My everything.
Chapter 21 - Gaby
The boat cut through dark water, and I couldn't stop shaking.
The medical team had checked me over—blood pressure, pupils, the cut on my throat that turned out to be shallow, the bruise on my cheek that would fade in a week. They'd pressed a fetal monitor to my stomach and found the baby's heartbeat, strong and steady, completely oblivious to the violence that had nearly ended us both.
"She's stable," the medic had told Vasily. "Minor injuries, shock, but no serious damage. The pregnancy appears unaffected."
Vasily had nodded once, his jaw tight, his hand never leaving my shoulder. He hadn't let go of me since he'd carried me out of that facility. Every time someone approached—medic, soldier, crew member—he'd tensed, positioning himself between me and the potential threat.
The monster who'd beaten a man to death with his bare hands, reduced to a guard dog who couldn't let me out of his sight.
I should have been frightened.
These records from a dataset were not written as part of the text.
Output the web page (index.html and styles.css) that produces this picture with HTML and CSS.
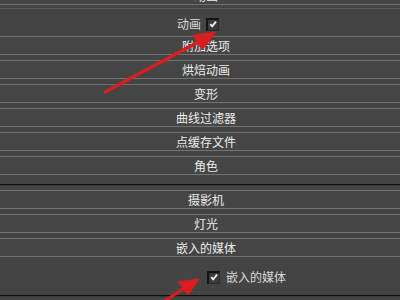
FILE: index.html
```html
<!DOCTYPE html>
<html lang="zh-CN">
<head>
<meta charset="utf-8">
<link rel="stylesheet" href="styles.css">
</head>
<body>
<div class="panel">
  <div class="btn btn-cut">动画</div>
  <div class="rollout rollout-top">
    <div class="check-row check-row-left">
      <span class="label">动画</span>
      <span class="cb"><svg viewBox="0 0 12 12" width="12" height="12"><path d="M3.2 6.2 L5.2 8.3 L9 3.6" fill="none" stroke="#f2f2f2" stroke-width="1.8"/></svg></span>
    </div>
  </div>
  <div class="btn btn-first">附加选项</div>
  <div class="btn">烘焙动画</div>
  <div class="btn">变形</div>
  <div class="btn">曲线过滤器</div>
  <div class="btn">点缓存文件</div>
  <div class="btn">角色</div>
  <div class="sep"></div>
  <div class="btn btn-after-sep">摄影机</div>
  <div class="btn">灯光</div>
  <div class="btn">嵌入的媒体</div>
  <div class="rollout rollout-bottom">
    <div class="check-row check-row-right">
      <span class="cb"><svg viewBox="0 0 12 12" width="12" height="12"><path d="M3.2 6.2 L5.2 8.3 L9 3.6" fill="none" stroke="#f2f2f2" stroke-width="1.8"/></svg></span>
      <span class="label">嵌入的媒体</span>
    </div>
  </div>
  <div class="sep sep-bottom"></div>
</div>
<svg class="arrows" width="400" height="300" viewBox="0 0 400 300">
  <g fill="#d81e1e" stroke="#d81e1e">
    <line x1="105" y1="92" x2="200" y2="41" stroke-width="3.2" stroke-linecap="round"/>
    <polygon points="216,32 193,35 202,50" stroke-width="1"/>
    <line x1="160" y1="304" x2="186" y2="287" stroke-width="3.2" stroke-linecap="round"/>
    <polygon points="199,279 178,282 188,295" stroke-width="1"/>
  </g>
</svg>
</body>
</html>
```
FILE: styles.css
```css
html, body {
  margin: 0;
  padding: 0;
  background: #444444;
  width: 400px;
  height: 300px;
  overflow: hidden;
  font-family: "Noto Sans CJK SC", "Noto Sans", sans-serif;
}

.panel {
  display: flex;
  flex-direction: column;
  width: 400px;
}

.btn {
  height: 17px;
  line-height: 17px;
  border-top: 1px solid #727272;
  border-bottom: 1px solid #727272;
  background: #454545;
  color: #ececec;
  font-size: 12px;
  text-align: center;
  padding-left: 12px;
  margin-top: 5px;
}

.btn-cut {
  margin-top: -14px;
}

.btn-first {
  margin-top: 0;
}

.rollout-top {
  margin-top: 3px;
  border-top: 1px solid #5a5a5a;
  padding: 9px 0 6px;
  height: 12px;
}

.rollout-bottom {
  padding: 14px 0 12px;
}

.check-row {
  display: flex;
  align-items: center;
  height: 12px;
  font-size: 12px;
  color: #d8d8d8;
}

.check-row-left {
  padding-left: 177px;
  gap: 5px;
}

.check-row-right {
  padding-left: 207px;
  gap: 6px;
}

.label {
  line-height: 12px;
}

.cb {
  width: 10px;
  height: 10px;
  border-top: 2px solid #141414;
  border-left: 2px solid #141414;
  border-right: 1px solid #2a2a2a;
  border-bottom: 1px solid #2a2a2a;
  background: #3a3a3a;
  display: flex;
  align-items: center;
  justify-content: center;
  overflow: hidden;
}

.cb svg {
  flex: none;
  margin-left: -1px;
  margin-top: -1px;
}

.sep {
  margin-top: 9px;
  height: 1px;
  background: #0e0e0e;
  border-bottom: 1px solid #3a3a3a;
}

.btn-after-sep {
  margin-top: 4px;
}

.sep-bottom {
  margin-top: 0;
  height: 1px;
}

.arrows {
  position: absolute;
  left: 0;
  top: 0;
  pointer-events: none;
}
```
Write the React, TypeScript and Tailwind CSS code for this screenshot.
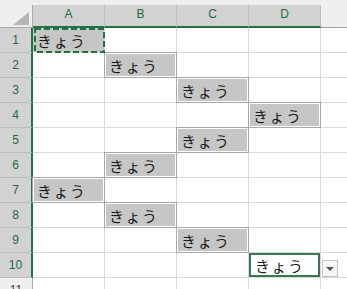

Should have been horrified by what I'd witnessed—the violence, the blood, the brutal efficiency with which he'd torn through Pankratov's men to reach me. I'd seen him kill. Seen him destroy a human being with nothing but his fists and his rage.
Instead, I felt safe.
For the first time since those men had dragged me from my hiding place, I felt safe. Because he was here. Because he'd come for me, just like I'd known he would.
Someone draped a blanket around my shoulders. Vasily, his movements gentle despite the blood still drying on his hands. He sat beside me on the deck, close enough that our bodies touched from shoulder to hip, and stared out at the black water.
"How do you feel?" he asked quietly.
"I don't know." It was the truth. The adrenaline was fading, leaving behind a hollow exhaustion I couldn't name. "Tired. Scared. Grateful. All of it at once."
"We'll be in Athens within the hour. There's a hospital—"
"I don't need a hospital. The medic said I'm fine."
"You need to be checked properly. Both of you." His hand found my stomach, pressing flat against the small swell. "I need to know you're okay."
I covered his hand with mine. "We're okay. You got to us in time."
He was quiet for a long moment. Then: "I almost didn't."
"But you did."
"If I'd been slower. If the plane had been farther out. If—"
"Vasily." I turned to face him, cupping his jaw with my hand. His skin was rough with stubble, smeared with blood that wasn't his. "You came. That's what matters. You came for us."
His eyes met mine, and I saw the fear he'd been hiding beneath the violence. The terror that had driven him across the Mediterranean, that had turned him into the monster I'd witnessed in that control room.
He'd been afraid of losing me. Afraid in a way I'd never seen him afraid of anything.
"I can't—" His voice cracked. He stopped, swallowed, tried again. "When the feeds went dark. When I couldn't reach you. I thought—"
"I know." I leaned forward and pressed my forehead to his. "I know. But I'm here. We're here. You brought us home."
He pulled me into his arms, and I went willingly, burying my face in his chest. He smelled like smoke and sweat and blood, and underneath it all, something that was purely him. Something that meant safety, and warmth, and the complicated, terrifying thing growing between us.
I closed my eyes and let him hold me as the boat carried us toward shore.
***
The hospital in Athens was a blur of bright lights and clinical efficiency.
Doctors examined me, prodded me, ran tests I didn't fully understand. Vasily stood in the corner of every room, arms crossed, glaring at anyone who came too close. When a nurse suggested he wait outside during the ultrasound, the look he gave her could have curdled milk.